Hay noticias que, más allá de impactarme, indignarme y entristecerme, me hielan la sangre.
Para un creyente de mi iglesia como yo, que procura vivir en lo posible bajo los preceptos de aquello en lo que cree, la mujer es la primicia de la creación. No es una postura feminista. Ni falsamente modesta de un hombre. Creemos que la mujer tiene unos talentos y aptitudes especiales que la capacitan para ser madre, no solamente en el aspecto fisiológico. Madre. Uno de los papeles más importantes de este mundo.

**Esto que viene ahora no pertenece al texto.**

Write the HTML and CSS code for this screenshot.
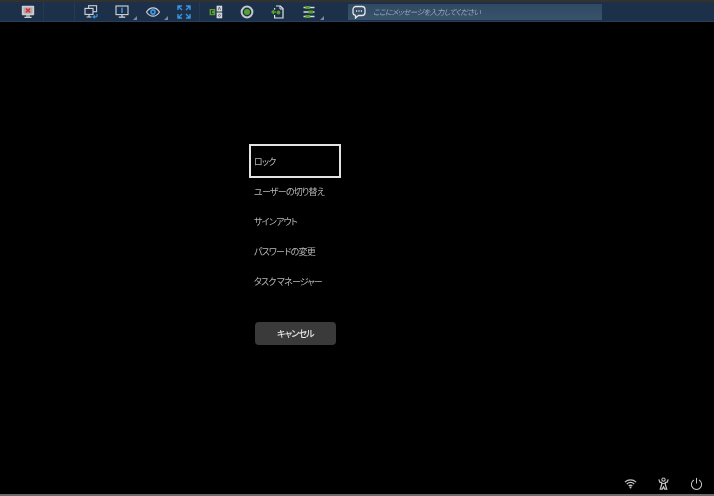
FILE: index.html
```html
<!DOCTYPE html>
<html lang="ja">
<head>
<meta charset="utf-8">
<title>Remote session</title>
<link rel="stylesheet" href="styles.css">
</head>
<body>
<div class="screen">
  <div class="topline"></div>
  <header class="toolbar">
    <div class="tool first">
      <svg viewBox="0 0 14 14" class="ico"><rect x=".8" y=".8" width="12.400" height="9.400" rx=".8" fill="#c9ced2"/><rect x="2.600" y="2.400" width="8.800" height="6.200" fill="#b9a4a8"/><path d="M5 3.600l4 3.800M9 3.600l-4 3.800" stroke="#d8333b" stroke-width="1.500"/><path d="M6 10v1.800M8 10v1.800M3.400 12.400h7.200" stroke="#c9ced2" stroke-width="1.300"/></svg>
    </div>
    <div class="group">
      <div class="tool">
        <svg viewBox="0 0 14 14" class="ico"><rect x="4.600" y=".7" width="8" height="6" fill="none" stroke="#c9ced2" stroke-width="1.100"/><rect x="1" y="3.400" width="8" height="6" fill="#1c3049" stroke="#d4d8db" stroke-width="1.100"/><path d="M5 9.600v2M2.600 12h4.800" stroke="#d4d8db" stroke-width="1.100"/><path d="M13 9v1.800a1 1 0 0 1-1 1H9.400M10.800 10.400l-1.600 1.400 1.600 1.400" fill="none" stroke="#3c93dc" stroke-width="1.200"/></svg>
      </div>
      <div class="tool menu">
        <svg viewBox="0 0 14 14" class="ico"><rect x="1" y="1" width="12" height="8.600" fill="none" stroke="#d4d8db" stroke-width="1.100"/><rect x="6.200" y="2.600" width="1.600" height="5.400" fill="#3c93dc"/><path d="M7 9.800v2M3.800 12.200h6.400" stroke="#d4d8db" stroke-width="1.200"/></svg>
      </div>
      <div class="tool menu">
        <svg viewBox="0 0 14 14" class="ico"><path d="M.5 7C2.400 4 4.600 2.800 7 2.800S11.600 4 13.500 7C11.600 10 9.400 11.200 7 11.200S2.400 10 .5 7z" fill="none" stroke="#ccd1d5" stroke-width="1.200"/><circle cx="7" cy="7" r="2.900" fill="#3c93dc"/><circle cx="7" cy="7" r="1.100" fill="#1c3049"/></svg>
      </div>
      <div class="tool">
        <svg viewBox="0 0 14 14" class="ico"><path d="M1 5V1h4M1 1l4 4M9 1h4v4M13 1L9 5M1 9v4h4M1 13l4-4M13 9v4H9M13 13L9 9" fill="none" stroke="#3c93dc" stroke-width="1.400"/></svg>
      </div>
    </div>
    <div class="group last">
      <div class="tool">
        <svg viewBox="0 0 14 14" class="ico"><rect x=".6" y="4" width="5.600" height="6.200" fill="#5aa02c"/><path d="M4.500 5.500H2.500v3.200h2" fill="none" stroke="#1c3049" stroke-width=".9"/><rect x="7.600" y=".7" width="5.600" height="5.800" fill="#d4d8db"/><rect x="7.600" y="7.500" width="5.600" height="5.800" fill="#d4d8db"/><path d="M9.200 5l1.200-3 1.200 3M9.500 10.400a1 1 0 1 0 2 0a1 1 0 1 0-2 0" fill="none" stroke="#4a5562" stroke-width=".8"/></svg>
      </div>
      <div class="tool">
        <svg viewBox="0 0 14 14" class="ico"><circle cx="7" cy="7" r="5.400" fill="#1c3049" stroke="#c2c9cc" stroke-width="2"/><circle cx="7" cy="7" r="3" fill="#5aa02c"/></svg>
      </div>
      <div class="tool">
        <svg viewBox="0 0 14 14" class="ico"><path d="M5 1h4.500L12 3.500V13H3.600V10M3.600 4.500V3" fill="none" stroke="#dfe2e4" stroke-width="1.200"/><path d="M9 1v3h3" fill="none" stroke="#dfe2e4" stroke-width="1"/><path d="M1 7h4M3 5l-2 2 2 2" fill="none" stroke="#5aa02c" stroke-width="1.300"/><circle cx="7.500" cy="7.500" r="1.900" fill="#5aa02c"/></svg>
      </div>
      <div class="tool menu">
        <svg viewBox="0 0 14 14" class="ico"><path d="M1.500 2.500h11M1.500 7h11M1.500 11.500h11" stroke="#d4d8db" stroke-width="1.400"/><rect x="3.400" y="1" width="4.600" height="3" fill="#5aa02c"/><rect x="6.400" y="5.500" width="4.600" height="3" fill="#5aa02c"/><rect x="3.400" y="10" width="4.600" height="3" fill="#5aa02c"/></svg>
      </div>
    </div>
    <div class="message">
      <svg viewBox="0 0 14 14" class="msg-ico"><path d="M4 1.500h6a3 3 0 0 1 3 3v3a3 3 0 0 1-3 3H6.500L3.500 13v-2.600A3 3 0 0 1 1 7.500v-3a3 3 0 0 1 3-3z" fill="none" stroke="#e6e8ea" stroke-width="1.300"/><path d="M4 6h1.200M6.400 6h1.200M8.800 6H10" stroke="#e6e8ea" stroke-width="1.300"/></svg>
      <div class="message-field">ここにメッセージを入力してください</div>
    </div>
  </header>
  <main class="security">
    <nav class="options">
      <div class="option focused">ロック</div>
      <div class="option">ユーザーの切り替え</div>
      <div class="option">サインアウト</div>
      <div class="option">パスワードの変更</div>
      <div class="option">タスク マネージャー</div>
    </nav>
    <div class="cancel">キャンセル</div>
  </main>
  <footer class="tray">
    <svg viewBox="0 0 14 14" class="tray-ico"><path d="M1 5.500C4.500 2.300 9.500 2.300 13 5.500M3 7.600C5.400 5.500 8.600 5.500 11 7.600M5 9.700C6.200 8.700 7.800 8.700 9 9.700" fill="none" stroke="#c4c4c4" stroke-width="1.400"/><circle cx="7" cy="11.400" r="1.100" fill="#c4c4c4"/></svg>
    <svg viewBox="0 0 14 14" class="tray-ico"><circle cx="7" cy="2.800" r="1.800" fill="none" stroke="#c4c4c4" stroke-width="1.100"/><path d="M2 2.500l1 3 2 .4v2.500L3.500 13h2.200L7 10.500 8.300 13h2.200L9 8.400V5.900l2-.4 1-3" fill="none" stroke="#c4c4c4" stroke-width="1.300"/><path d="M5.200 7h3.600" stroke="#c4c4c4" stroke-width="1"/></svg>
    <svg viewBox="0 0 14 14" class="tray-ico"><path d="M4.200 3.200a5.500 5.500 0 1 0 5.600 0" fill="none" stroke="#c4c4c4" stroke-width="1.100"/><path d="M7 1v6" stroke="#c4c4c4" stroke-width="1.100"/></svg>
  </footer>
  <div class="bottomline"></div>
</div>
</body>
</html>
```

FILE: styles.css
```css
* { box-sizing: border-box; }
html, body { margin: 0; height: 100%; background: #000; overflow: hidden; }
.screen {
  width: 714px;
  height: 496px;
  display: flex;
  flex-direction: column;
  background: #000;
  font-family: "Noto Sans CJK JP", "Noto Sans", sans-serif;
  font-feature-settings: "palt";
  color: #c4c4c4;
  filter: blur(0.35px);
}
.topline { height: 2px; background: #33322f; flex: none; }
.toolbar {
  height: 20px;
  flex: none;
  display: flex;
  align-items: center;
  background: #1c3049;
  border-bottom: 1px solid #26405c;
}
.tool {
  width: 31px;
  height: 19px;
  display: flex;
  align-items: center;
  justify-content: center;
  position: relative;
  flex: none;
}
.first {
  margin-left: 12px;
  width: 32px;
  border-right: 1px solid #25394f;
  margin-right: 30px;
}
.group {
  display: flex;
  height: 19px;
  border-left: 1px solid #25394f;
  flex: none;
}
.ico { width: 14px; height: 14px; display: block; }
.menu::after {
  content: "";
  position: absolute;
  right: 0;
  bottom: 1px;
  width: 0;
  height: 0;
  border-style: solid;
  border-width: 0 0 4px 4px;
  border-color: transparent transparent #7d8a99 transparent;
}
.message {
  margin-left: 24px;
  width: 254px;
  height: 16px;
  display: flex;
  align-items: center;
  background: linear-gradient(#304963, #3a536c);
  flex: none;
}
.msg-ico { width: 14px; height: 14px; margin-left: 4px; flex: none; }
.message-field {
  margin-left: 7px;
  font-size: 7.500px;
  font-style: italic;
  letter-spacing: -0.5px;
  color: #9aa8b6;
  white-space: nowrap;
}
.security {
  flex: 1;
  display: flex;
  flex-direction: column;
  align-items: flex-start;
  padding: 122px 0 0 249px;
}
.options { display: flex; flex-direction: column; }
.option {
  width: 92px;
  height: 30px;
  display: flex;
  align-items: center;
  padding-left: 5px;
  font-size: 9px;
  letter-spacing: -0.8px;
  color: #b8b8b8;
  white-space: nowrap;
}
.focused {
  height: 34px;
  margin-bottom: -2px;
  border: 2px solid #e4e4e4;
  padding-left: 3px;
}
.cancel {
  margin: 26px 0 0 6px;
  width: 81px;
  height: 23px;
  border-radius: 4px;
  background: #3a3a3a;
  display: flex;
  align-items: center;
  justify-content: center;
  font-size: 9px;
  font-weight: 500;
  letter-spacing: -0.8px;
  color: #e4e4e4;
}
.tray {
  height: 28px;
  flex: none;
  display: flex;
  justify-content: flex-end;
  align-items: center;
  gap: 20px;
  padding: 6px 11px 0 0;
}
.tray-ico { width: 13px; height: 13px; display: block; }
.bottomline { height: 2px; flex: none; background: #6a6a6a; }
```
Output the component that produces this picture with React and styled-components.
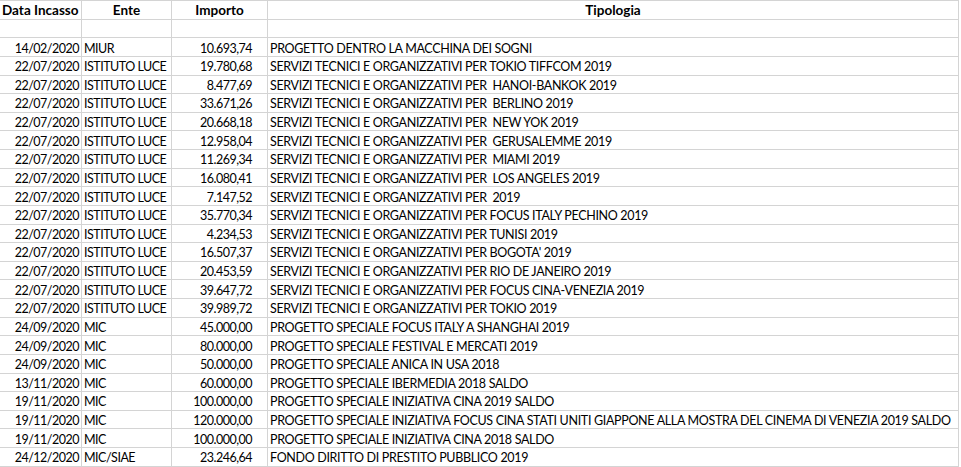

Me duele profundamente ver el maltrato y el uso generalizado hacia la figura femenina, tolerado generalmente por dinero. La hipocresía de los medios y de las feministas, que se pierden en disquisiciones que no llevan a ninguna parte, mientras cualquier anuncio de automóviles, de galletas o de cualquier otra cosa que no viene al caso utiliza la sensualidad y la sexualidad encubierta para vender el producto. Pero si occidente ha perdido el norte hace ya mucho tiempo, creo que hay otras partes de este mundo que no lo han tenido nunca.
El machismo superlativo, el más absoluto, denigrante y asesino, se localiza siempre en los mismos lugares. No admite comparación con cualquiera de estos países donde vivimos, en los que se dan miles de casos de algún tipo de violencia contra la mujer, como es el caso de España. Países donde los derechos de la mujer tienen mucho que avanzar todavía, a pesar del machismo encubierto de algunos, las posturas denigrantes de algunas feministas y el creciente fenómeno de denuncias falsas sobre malos tratos. Pero el machismo absoluto, el que maltrata y mata porque el hombre piensa que su propia madre, su hermana, su esposa y cualquier otra mujer es un ser inferior según su dios, es el que mata institucionalmente. Es el machismo religioso que enseña a sus pequeños cuán afortunados son por nacer varones, y a sus pequeñas cómo de sumisas deben ser ante el hombre; el ser superior.
Con semejante base, apoyada en una religión que no me merece ningún respeto por los motivos anteriormente expuestos, me extraña lo indecible que tan esporádicamente salte una noticia como la que he leído hoy y de la que no pienso poner ni un link ni una sola ilustración. Me basta con comentar que, en Somalia, han vuelto a lapidar a una mujer. Esta vez, un niño murió también al correr hacia ella, cuando los agentes de la “ley” abrieron fuego contra él, por querer protegerla.
Digo que me extraña porque, en sociedades como aquella, todo se rige por las leyes más atroces que pueda uno imaginar. Si una mujer es violada y quiere denunciarlo ante el tribunal islamista, debe presentar testigos de la violación. Si. Testigos. Cualquier marido puede repudiar a su esposa, acusándola además de adulterio, con lo que se asegura de que acabe muerta y deje de ser una carga. Las niñas a partir de doce a catorce años, dependiendo del país, deben obedecer al padre si este pretende casarlas, o comerciar con ellas a cambio de una dote. Si se niegan, pueden pagarlo con su vida.
Esta es la religión que desprecia y prohíbe a las otras en su país, y que pide derechos en el extranjero. La religión del degüello, el ahorcamiento y la mutilación, la lapidación y la muerte.